We have recently introduced a new Student Buddy system to help new students successfully integrate into our student community. The aim of the scheme is to provide new PhD students with a peer who can be a first point of contact for practical advice and support and to signpost them in the right direction if further help is needed.

The Institute also has an equality and diversity programme (equality4success) that supports healthy work-life balance and equal access to facilities and opportunities for everyone at the Institute. They are also available to help you to make the most of your time here and to enjoy studying at the Babraham Institute.



The graduate programme includes a system of formal review throughout your study to ensure continued advancement towards a successful final examination. At each stage, reports are reviewed by a student’s personal committee and progress is reported to the Graduate Committee. Key assessment points include:

  • 2 months – A short report clearly establishing the agreed aims of the research project and the resources/equipment required for its completion.
  • 8 months – A Registration Report laying out initial progress and any complications that have arisen. Candidates are formally registered as PhD students by the University following successful completion of this stage.
  • 18 months – A report detailing progress so far.
  • 24 months – A Thesis Plan outlining completed work and work still to do. For students on 4-year programmes, the Plan is subsequently revised and updated after 36 months.
  • Final thesis – Before the end of four years students are expected to complete a PhD Thesis, which is submitted to the University for examination. The thesis is typically reviewed by at least two examiners and is then discussed in detail with the student in a viva voce interview-style examination which typically lasts several hours.

PhD Students 2019


Presenting your work

Sharing your findings through posters and oral presentations is a critical part of any research career. During your time at the Institute, we will help you to develop your skills in data presentation, preparing presentations and in public speaking to ensure you are well-equipped for this aspect of research.

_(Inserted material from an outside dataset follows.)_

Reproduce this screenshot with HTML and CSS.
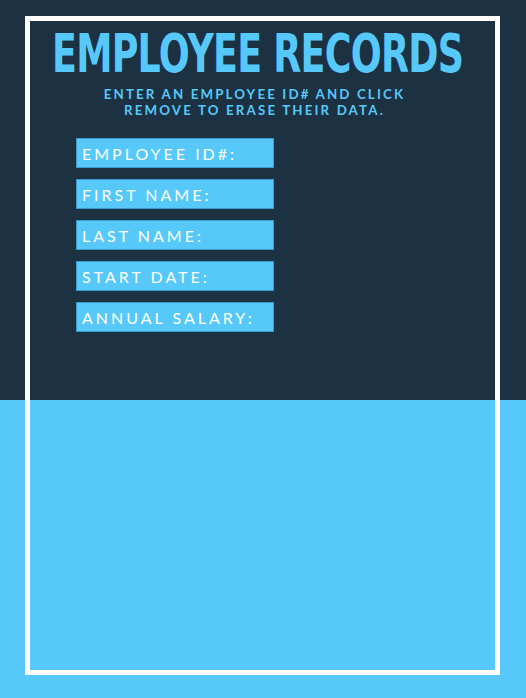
FILE: index.html
```html
<!DOCTYPE html>
<html lang="en">
<head>
<meta charset="utf-8">
<title>Employee Records</title>
<link rel="stylesheet" href="styles.css">
</head>
<body>
<main class="frame">
  <h1 class="title"><span class="title-text">EMPLOYEE RECORDS</span></h1>
  <p class="subtitle">ENTER AN EMPLOYEE ID# AND CLICK<br>REMOVE TO ERASE THEIR DATA.</p>
  <form class="fields">
    <input class="field" type="text" placeholder="EMPLOYEE ID#:">
    <input class="field" type="text" placeholder="FIRST NAME:">
    <input class="field" type="text" placeholder="LAST NAME:">
    <input class="field" type="text" placeholder="START DATE:">
    <input class="field" type="text" placeholder="ANNUAL SALARY:">
  </form>
</main>
</body>
</html>
```
FILE: styles.css
```css
html, body {
  margin: 0;
  padding: 0;
}
body {
  width: 526px;
  height: 698px;
  overflow: hidden;
  background: linear-gradient(to bottom, #1c3141 0, #1c3141 400px, #56c9fa 400px, #56c9fa 100%);
  padding-top: 16px;
  box-sizing: border-box;
}
.frame {
  margin-left: 25px;
  width: 475px;
  height: 659px;
  border: 5px solid #ffffff;
  box-sizing: border-box;
  display: flex;
  flex-direction: column;
}
.title {
  margin: 6px 0 0 22px;
  font-family: "DejaVu Sans Condensed", sans-serif;
  font-weight: 700;
  font-size: 40.5px;
  line-height: 40px;
  height: 40px;
  color: #56c9fa;
  white-space: nowrap;
}
.title-text {
  display: inline-block;
  transform: scaleY(1.333);
  transform-origin: left top;
  letter-spacing: -0.75px;
}
.subtitle {
  margin: 19px 0 0 0;
  padding-right: 16px;
  text-align: center;
  font-family: "Lato", sans-serif;
  font-weight: 700;
  font-size: 13.3px;
  line-height: 16px;
  letter-spacing: 2.15px;
  color: #56c9fa;
}
.fields {
  margin: 20px 0 0 46px;
  display: flex;
  flex-direction: column;
  gap: 11px;
}
.field {
  width: 198px;
  height: 30px;
  box-sizing: border-box;
  margin: 0;
  padding: 0 5px;
  border: 1px solid #3a9ccc;
  background: #56c9fa;
  font-family: "Lato", sans-serif;
  font-size: 16px;
  letter-spacing: 3px;
  color: #ffffff;
  outline: none;
}
.field::placeholder {
  color: #ffffff;
  opacity: 1;
}
```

All research groups typically have regular group meetings to discuss progress and results. You will typically present to your research group at least once in your first year. During the second year, students present to the Graduate Programme and then present to the whole Institute in the third year. First, second and third year students contribute to the Institute’s annual Poster Day, while third and fourth year students may be selected for our Lab Talks programme.

Throughout your studies there may be many other opportunities to present too, including to specialist, non-specialist and public audiences. This includes attending national and international research conferences in relevant fields and you are encouraged to apply for travel grants to help you attend these.